Look below. Copy each line that has "html" in it.
___ Input ___
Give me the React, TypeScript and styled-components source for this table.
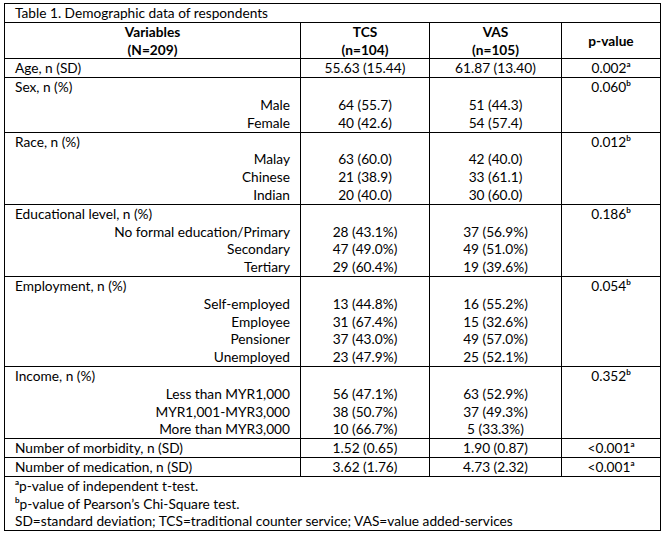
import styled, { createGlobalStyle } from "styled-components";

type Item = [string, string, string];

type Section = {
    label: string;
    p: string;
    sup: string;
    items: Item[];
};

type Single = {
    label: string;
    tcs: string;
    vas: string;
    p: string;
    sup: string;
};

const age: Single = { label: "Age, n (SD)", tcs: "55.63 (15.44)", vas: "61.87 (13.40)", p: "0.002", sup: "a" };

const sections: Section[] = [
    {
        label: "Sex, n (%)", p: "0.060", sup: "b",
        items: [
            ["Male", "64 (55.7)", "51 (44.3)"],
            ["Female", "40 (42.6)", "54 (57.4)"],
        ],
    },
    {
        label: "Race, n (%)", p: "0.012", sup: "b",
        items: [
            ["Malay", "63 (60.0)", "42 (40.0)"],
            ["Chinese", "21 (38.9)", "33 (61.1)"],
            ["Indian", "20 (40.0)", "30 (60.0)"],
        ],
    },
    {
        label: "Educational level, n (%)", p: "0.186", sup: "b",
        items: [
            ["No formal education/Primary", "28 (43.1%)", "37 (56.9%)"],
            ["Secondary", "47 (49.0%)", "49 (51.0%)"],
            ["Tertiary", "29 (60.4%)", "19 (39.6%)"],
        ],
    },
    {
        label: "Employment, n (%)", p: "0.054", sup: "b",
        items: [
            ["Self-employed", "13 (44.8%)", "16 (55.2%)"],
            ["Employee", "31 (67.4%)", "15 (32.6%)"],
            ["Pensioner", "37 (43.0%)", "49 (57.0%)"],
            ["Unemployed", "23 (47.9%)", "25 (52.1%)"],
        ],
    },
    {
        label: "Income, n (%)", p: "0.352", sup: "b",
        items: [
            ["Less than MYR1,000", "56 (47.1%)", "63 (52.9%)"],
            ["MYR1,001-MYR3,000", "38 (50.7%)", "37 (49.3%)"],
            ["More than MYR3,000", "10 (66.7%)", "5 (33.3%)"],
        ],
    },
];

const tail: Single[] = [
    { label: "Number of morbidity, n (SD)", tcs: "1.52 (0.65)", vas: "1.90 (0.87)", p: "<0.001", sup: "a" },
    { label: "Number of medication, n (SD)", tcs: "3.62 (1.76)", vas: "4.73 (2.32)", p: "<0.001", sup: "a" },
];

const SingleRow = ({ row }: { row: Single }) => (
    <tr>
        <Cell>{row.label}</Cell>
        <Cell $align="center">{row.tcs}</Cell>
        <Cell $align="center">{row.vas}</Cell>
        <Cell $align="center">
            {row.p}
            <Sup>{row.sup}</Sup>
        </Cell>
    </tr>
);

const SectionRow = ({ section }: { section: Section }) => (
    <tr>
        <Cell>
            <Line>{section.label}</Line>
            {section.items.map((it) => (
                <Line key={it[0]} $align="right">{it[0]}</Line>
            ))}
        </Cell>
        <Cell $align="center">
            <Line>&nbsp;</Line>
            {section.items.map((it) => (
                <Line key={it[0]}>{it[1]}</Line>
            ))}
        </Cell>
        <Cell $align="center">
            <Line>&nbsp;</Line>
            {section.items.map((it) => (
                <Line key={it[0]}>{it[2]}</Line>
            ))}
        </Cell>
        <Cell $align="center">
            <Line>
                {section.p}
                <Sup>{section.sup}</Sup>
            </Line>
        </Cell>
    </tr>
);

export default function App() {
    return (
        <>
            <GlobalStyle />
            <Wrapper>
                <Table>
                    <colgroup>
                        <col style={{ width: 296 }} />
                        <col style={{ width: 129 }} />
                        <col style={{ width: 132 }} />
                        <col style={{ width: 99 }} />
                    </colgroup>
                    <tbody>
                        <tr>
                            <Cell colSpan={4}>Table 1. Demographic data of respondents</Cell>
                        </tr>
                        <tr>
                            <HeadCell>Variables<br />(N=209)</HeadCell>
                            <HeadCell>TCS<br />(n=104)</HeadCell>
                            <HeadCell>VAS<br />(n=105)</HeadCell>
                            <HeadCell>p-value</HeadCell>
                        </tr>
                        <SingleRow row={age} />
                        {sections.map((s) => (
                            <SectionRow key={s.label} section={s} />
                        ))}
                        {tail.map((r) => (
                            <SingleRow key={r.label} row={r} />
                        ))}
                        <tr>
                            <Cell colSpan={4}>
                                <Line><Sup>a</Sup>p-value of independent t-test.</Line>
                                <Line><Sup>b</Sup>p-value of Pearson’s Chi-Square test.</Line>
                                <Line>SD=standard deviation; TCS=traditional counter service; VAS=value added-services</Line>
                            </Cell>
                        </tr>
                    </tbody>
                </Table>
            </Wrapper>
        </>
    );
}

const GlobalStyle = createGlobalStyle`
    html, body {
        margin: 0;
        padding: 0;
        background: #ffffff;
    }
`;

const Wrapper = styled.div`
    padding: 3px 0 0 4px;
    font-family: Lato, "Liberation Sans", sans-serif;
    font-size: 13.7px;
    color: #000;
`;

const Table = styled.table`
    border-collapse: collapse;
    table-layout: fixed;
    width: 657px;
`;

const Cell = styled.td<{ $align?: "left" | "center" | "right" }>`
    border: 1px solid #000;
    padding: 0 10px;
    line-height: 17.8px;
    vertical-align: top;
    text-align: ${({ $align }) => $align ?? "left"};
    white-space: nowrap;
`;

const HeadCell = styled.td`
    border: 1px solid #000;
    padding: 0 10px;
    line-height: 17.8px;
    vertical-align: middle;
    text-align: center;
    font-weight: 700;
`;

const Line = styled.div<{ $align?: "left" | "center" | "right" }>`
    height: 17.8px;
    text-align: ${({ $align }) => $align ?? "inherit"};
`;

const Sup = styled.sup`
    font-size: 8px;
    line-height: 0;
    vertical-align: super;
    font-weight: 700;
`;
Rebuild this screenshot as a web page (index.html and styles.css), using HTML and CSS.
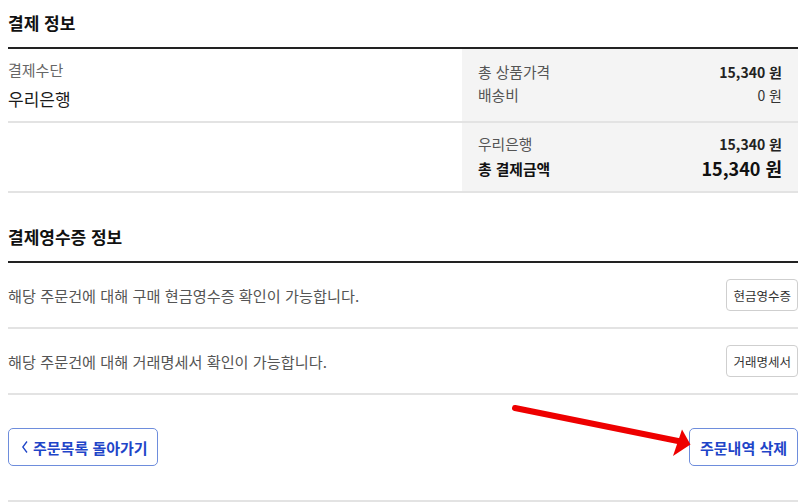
___
# Answer to this exercise:
    html, body {
Rebuild this screenshot as a web page (index.html and styles.css), using HTML and CSS.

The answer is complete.